Being in school has taught 'Peter' self discipline and put order in his life to the point that he is now staying at a residential unit which supports him in his schooling. Street children who are offered a shelter in these types of units struggle to stay as they cannot adapt to routine. 'Peter' told us he brought 9 friends to the house with him, but 4 ran away. Of the those that stayed, all are now thriving in school. How amazing that being able to offer free school meals can change lives so dramatically!
15 year old 'John' lived on the streets for 5 years from the age of 7. He had to leave home when his father died and his mother became sick through HIV.
"My worst experience was when I ate rotten meat from a bin. I think it was a rat which had been poisoned. I had to sleep in the street with no covers and I used sacks as clothes."
He now lives with a friend who is 3years older than him. He did go to school in 2008 before the feeding programme began, but his friend struggled to make enough money to feed them both so he used to take 'John' out of school to help make money.
"When the feeding programme came here I was really excited because I used to be so hungry I used to fall asleep in class. now I feel happy, good and energetic. I have hope for the future. Engineering is what I want to do."
His family were often hungry and he heard that there was plenty to eat on the streets so he went to join the street children in Eldoret. on the first day, the boys had money so they bought food and shared. The next day they abandoned him.
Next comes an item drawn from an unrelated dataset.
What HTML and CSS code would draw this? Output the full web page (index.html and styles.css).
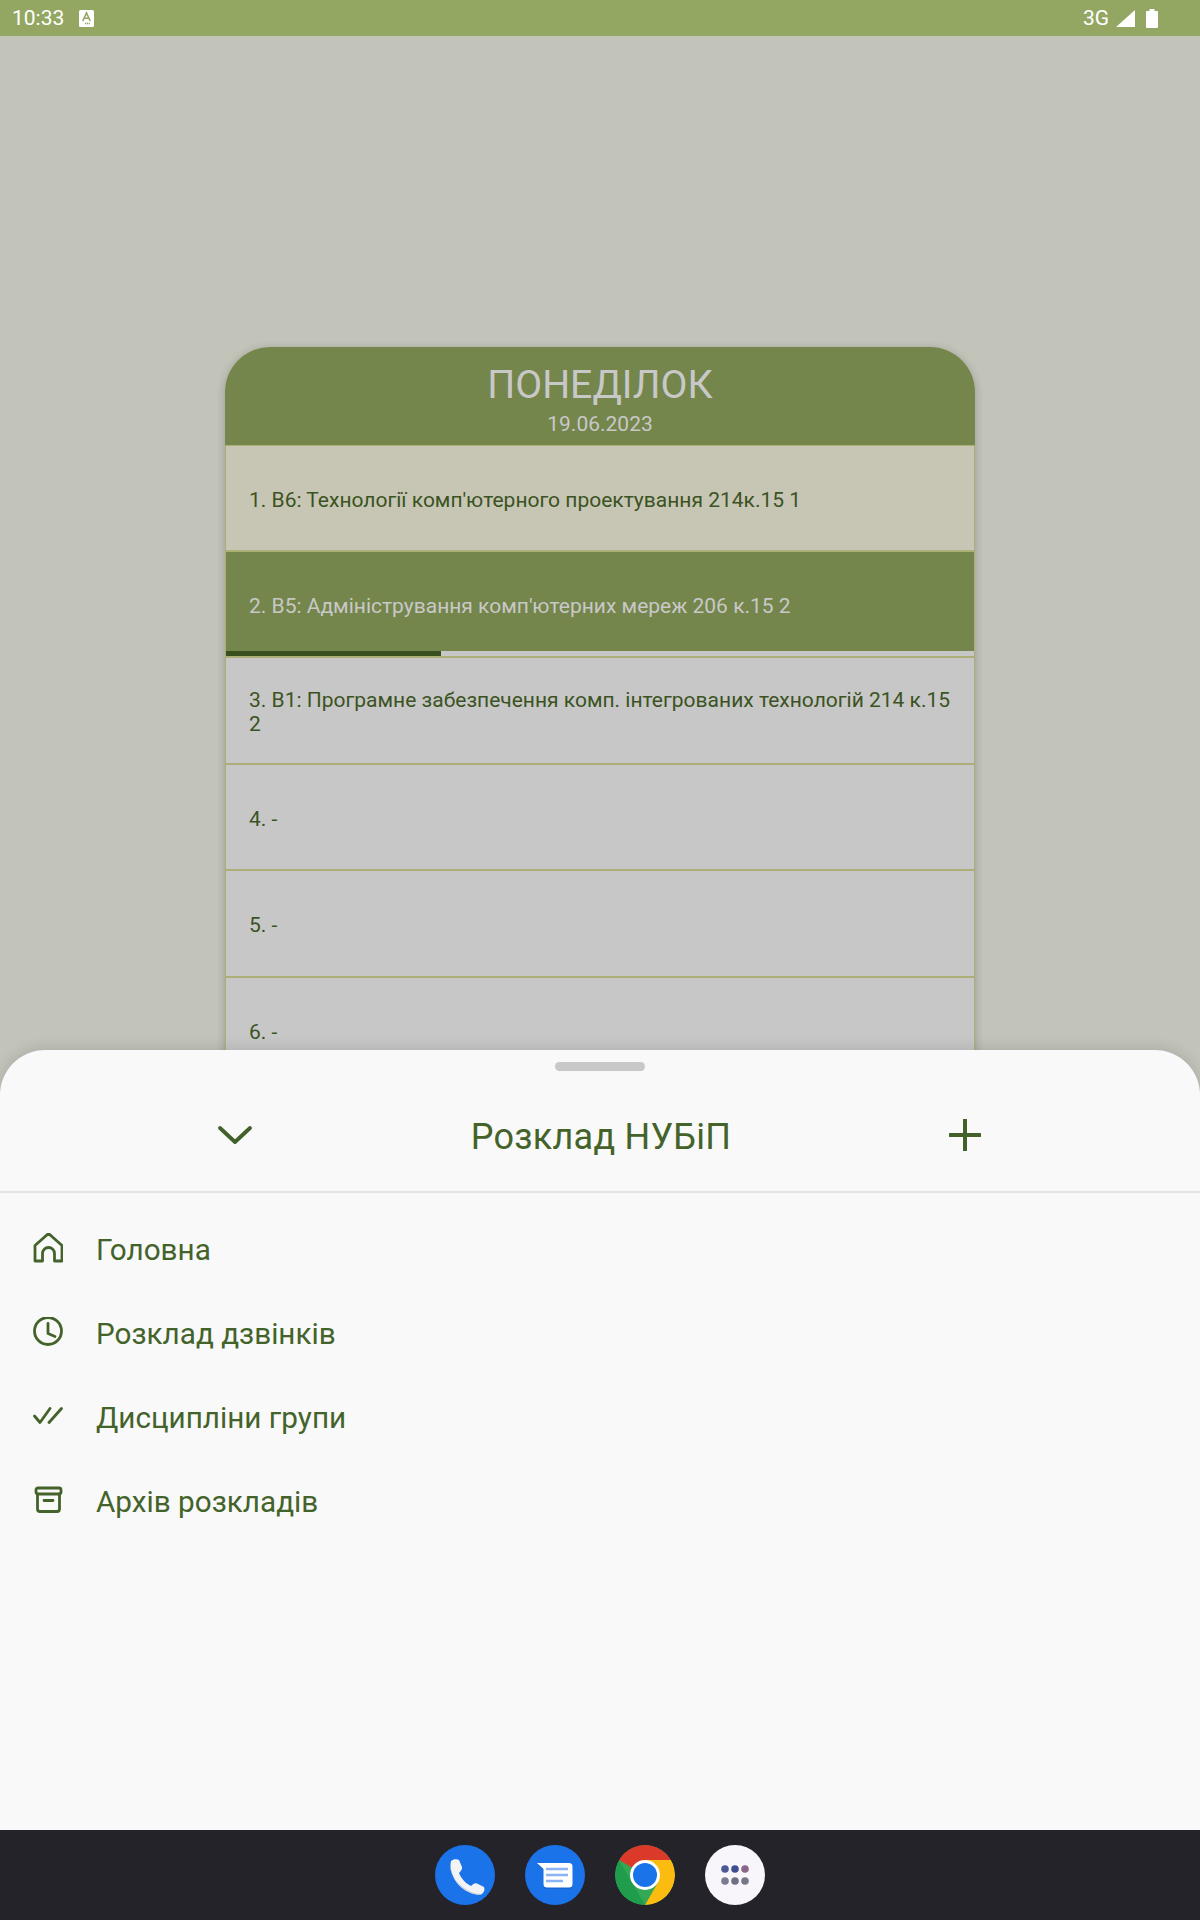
FILE: index.html
```html
<!DOCTYPE html>
<html>
<head>
  <title>Розклад НУБіП</title>
  <link rel="stylesheet" href="styles.css">
</head>
<body>
  <div class="screen">
    <div class="status-bar">
      <span class="status-time">10:33</span>
      <svg class="status-a" viewBox="0 0 15 17" width="15" height="17">
        <rect width="15" height="17" rx="1.5" fill="#fff"/>
        <path d="M3.8 11 L7.5 3 L11.2 11 M5.2 8.2 H9.8" fill="none" stroke="#94a762" stroke-width="1.6"/>
        <path d="M6 13.5 H11" stroke="#94a762" stroke-width="1.4" stroke-dasharray="1.2 .6"/>
      </svg>
      <span class="status-fill"></span>
      <span class="status-net">3G</span>
      <svg class="status-signal" viewBox="0 0 19 17" width="19" height="17">
        <path d="M19 0 V17 H0 Z" fill="#fff"/>
      </svg>
      <svg class="status-battery" viewBox="0 0 12 19" width="12" height="19">
        <path d="M3.5 0 H8.5 V2 H11 a1 1 0 0 1 1 1 V18 a1 1 0 0 1 -1 1 H1 a1 1 0 0 1 -1 -1 V3 a1 1 0 0 1 1 -1 H3.5 Z" fill="#fff"/>
      </svg>
    </div>

    <div class="stage">
      <div class="day-card">
        <div class="day-head">
          <div class="day-name">ПОНЕДІЛОК</div>
          <div class="day-date">19.06.2023</div>
        </div>
        <div class="lesson lesson-past"><span class="lesson-text">1. В6: Технології комп'ютерного проектування 214к.15 1</span></div>
        <div class="lesson lesson-now">
          <span class="lesson-text">2. В5: Адміністрування комп'ютерних мереж 206 к.15 2</span>
          <div class="progress"><div class="progress-bar" style="width: 28.8%"></div></div>
        </div>
        <div class="lesson"><span class="lesson-text">3. В1: Програмне забезпечення комп. інтегрованих технологій 214 к.15 2</span></div>
        <div class="lesson"><span class="lesson-text">4. -</span></div>
        <div class="lesson"><span class="lesson-text">5. -</span></div>
        <div class="lesson"><span class="lesson-text">6. -</span></div>
      </div>

      <div class="sheet">
        <div class="handle"></div>
        <div class="sheet-head">
          <svg viewBox="0 0 36 20" width="36" height="20">
            <path d="M3 3 L18 17 L33 3" fill="none" stroke="#41602a" stroke-width="3.8" stroke-linecap="round" stroke-linejoin="round"/>
          </svg>
          <span class="sheet-title">Розклад НУБіП</span>
          <svg viewBox="0 0 32 32" width="32" height="32">
            <path d="M16 1 V31 M1 16 H31" fill="none" stroke="#41602a" stroke-width="4" stroke-linecap="round"/>
          </svg>
        </div>
        <div class="menu">
          <div class="menu-item">
            <svg class="menu-icon" viewBox="0 0 30 30">
              <path d="M2 12.500 L15.500 0.500 L29 12.500 V28 H21.500 V20.500 a6 6 0 0 0 -12 0 V28 H2 Z" />
            </svg>
            <span>Головна</span>
          </div>
          <div class="menu-item">
            <svg class="menu-icon" viewBox="0 0 30 30">
              <circle cx="15" cy="14" r="13.500"/>
              <path d="M15 6.500 V16.500 L22 19.500"/>
            </svg>
            <span>Розклад дзвінків</span>
          </div>
          <div class="menu-item">
            <svg class="menu-icon" viewBox="0 0 30 30">
              <path d="M1.500 15 L7 21.500 L17 7.500 M16 21.500 L28.500 7.500"/>
            </svg>
            <span>Дисципліни групи</span>
          </div>
          <div class="menu-item">
            <svg class="menu-icon" viewBox="0 0 30 30">
              <rect x="3" y="3" width="25" height="6" rx="2"/>
              <path d="M4.500 9 V24 a2.500 2.500 0 0 0 2.500 2.500 H24 a2.500 2.500 0 0 0 2.500 -2.500 V9 M11 15.500 H20"/>
            </svg>
            <span>Архів розкладів</span>
          </div>
        </div>
      </div>
    </div>

    <div class="nav-bar">
      <div class="app app-blue">
        <svg viewBox="0 0 60 60" width="60" height="60">
          <path d="M16 16 C18 14 22 13.500 24 15 L27 22 C27.500 24 26 26 24 28 C26 33 30 38 36 41 C38 39 40 37.500 42 38.500 L49 42 C50 44 49.500 47 47 49 C42 51 33 48 26 42 C19 36 14 25 16 16 Z" fill="#f1f3f4"/>
          <path d="M16 16 C15 20 15 24 16.500 28 C20 36 28 44 38 47.500 C42 49 45 49 47 49 C42 51 33 48 26 42 C19 36 14 25 16 16 Z" fill="#cfd4da"/>
        </svg>
      </div>
      <div class="app app-blue">
        <svg viewBox="0 0 60 60" width="60" height="60">
          <path d="M12 18 H44 a3.500 3.500 0 0 1 3.500 3.500 V39 a3.500 3.500 0 0 1 -3.500 3.500 H22 a3.500 3.500 0 0 1 -3.500 -3.500 V24 Z" fill="#174ea6" opacity=".35" transform="translate(0 1.500)"/>
          <path d="M12 18 H44 a3.500 3.500 0 0 1 3.500 3.500 V39 a3.500 3.500 0 0 1 -3.500 3.500 H22 a3.500 3.500 0 0 1 -3.500 -3.500 V24 Z" fill="#fff"/>
          <path d="M21 24 H43 M21 30 H43 M21 36 H38" stroke="#8ab4f8" stroke-width="2.600"/>
        </svg>
      </div>
      <div class="app">
        <svg viewBox="0 0 60 60" width="60" height="60">
          <circle cx="30" cy="30" r="30" fill="#34a853"/>
          <path d="M30 30 L4 15 A30 30 0 0 1 56 15 L30 15 Z" fill="#db3a2a"/>
          <path d="M30 15 H56 A30 30 0 0 1 30 60 L43 37.500 Z" fill="#fbbc0f"/>
          <path d="M4 15 L17 37.500 L30 60 A30 30 0 0 1 4 15 Z" fill="#1f9d4d"/>
          <circle cx="30" cy="30" r="15" fill="#fff"/>
          <circle cx="30" cy="30" r="12" fill="#1a73e8"/>
        </svg>
      </div>
      <div class="app app-white">
        <svg viewBox="0 0 60 60" width="60" height="60">
          <circle cx="20" cy="24" r="3.800" fill="#4a5a94"/>
          <circle cx="30" cy="24" r="3.800" fill="#3f5092"/>
          <circle cx="40" cy="24" r="3.800" fill="#8a6688"/>
          <circle cx="20" cy="36" r="3.800" fill="#7b7b8f"/>
          <circle cx="30" cy="36" r="3.800" fill="#6f7086"/>
          <circle cx="40" cy="36" r="3.800" fill="#77778a"/>
        </svg>
      </div>
    </div>
  </div>
</body>
</html>
```

FILE: styles.css
```css
body {
  margin: 0;
  padding: 0;
  font-family: "Roboto", sans-serif;
}

.screen {
  display: flex;
  flex-direction: column;
  width: 1200px;
  height: 1920px;
  overflow: hidden;
}

/* status bar */
.status-bar {
  display: flex;
  align-items: center;
  height: 36px;
  padding: 0 42px 0 12px;
  background-color: #94a762;
  color: #fff;
  font-size: 21px;
}

.status-a {
  margin-left: 15px;
}

.status-fill {
  flex: 1;
}

.status-signal {
  margin-left: 7px;
}

.status-battery {
  margin-left: 11px;
}

/* page behind the sheet */
.stage {
  position: relative;
  flex: 1;
  padding-top: 311px;
  background-color: #c2c3b9;
  overflow: hidden;
}

.day-card {
  width: 750px;
  margin: 0 auto;
  border-radius: 45px 45px 0 0;
  box-shadow: 0 2px 10px rgba(0, 0, 0, 0.22);
  overflow: hidden;
}

.day-head {
  height: 98px;
  box-sizing: border-box;
  padding-top: 16px;
  background-color: #74864b;
  color: #c8c8c8;
  text-align: center;
}

.day-name {
  font-size: 39.2px;
  line-height: 44px;
}

.day-date {
  margin-top: 5px;
  font-size: 21px;
  line-height: 24px;
}

.lesson {
  position: relative;
  display: flex;
  align-items: center;
  box-sizing: border-box;
  height: 106.5px;
  padding: 0 23px;
  border: 1px solid #acb077;
  border-top-width: 0;
  border-bottom-width: 2px;
  background-color: #c7c7c7;
  color: #3b5322;
  font-size: 21px;
  line-height: 24px;
}

.lesson-text {
  margin-top: 4px;
}

.lesson-past {
  background-color: #c7c6b5;
  border-top-width: 1px;
}

.lesson-now {
  background-color: #74864b;
  color: #c8c8c8;
}

.progress {
  position: absolute;
  left: 0;
  right: 0;
  bottom: 0;
  height: 5px;
  background-color: #c7c7c7;
}

.progress-bar {
  height: 100%;
  background-color: #38501e;
}

/* bottom sheet */
.sheet {
  position: absolute;
  left: 0;
  right: 0;
  bottom: 0;
  height: 780px;
  border-radius: 45px 45px 0 0;
  background-color: #f9f9f9;
  box-shadow: 0 -2px 14px rgba(0, 0, 0, 0.12);
  color: #44632a;
}

.handle {
  width: 90px;
  height: 9px;
  margin: 12px auto 0;
  border-radius: 5px;
  background-color: #c8c8c8;
}

.sheet-head {
  display: flex;
  align-items: center;
  justify-content: space-between;
  box-sizing: content-box;
  height: 112px;
  padding: 8px 219px 0 217px;
  border-bottom: 2px solid #e4e4e4;
}

.sheet-title {
  margin-top: 4px;
  font-size: 36px;
  letter-spacing: 0.25px;
}

.menu {
  padding-top: 14px;
}

.menu-item {
  display: flex;
  align-items: center;
  gap: 33px;
  height: 84px;
  padding-left: 33px;
  font-size: 29.7px;
}

.menu-icon {
  position: relative;
  top: -1px;
  width: 30px;
  height: 30px;
  fill: none;
  stroke: #44632a;
  stroke-width: 2.8;
  stroke-linejoin: round;
  stroke-linecap: round;
}

/* navigation bar */
.nav-bar {
  display: flex;
  align-items: center;
  justify-content: center;
  gap: 30px;
  height: 90px;
  background-color: #242329;
}

.app {
  width: 60px;
  height: 60px;
  border-radius: 50%;
  overflow: hidden;
}

.app-blue {
  background-color: #1a73e8;
}

.app-white {
  background-color: #f8f6fb;
}
```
To survive he had to steal from scrap dealers but they caught him and handed him over to the authorities. The police put him in a dark cell and whipped him. In between his bouts on the street he went to school. He first went to school aged 6 then left and returned at the age of 8. He came to the school last year because of the food. " I feel lots better now." 'Mark' now has a sponsor who supports him in a number of ways.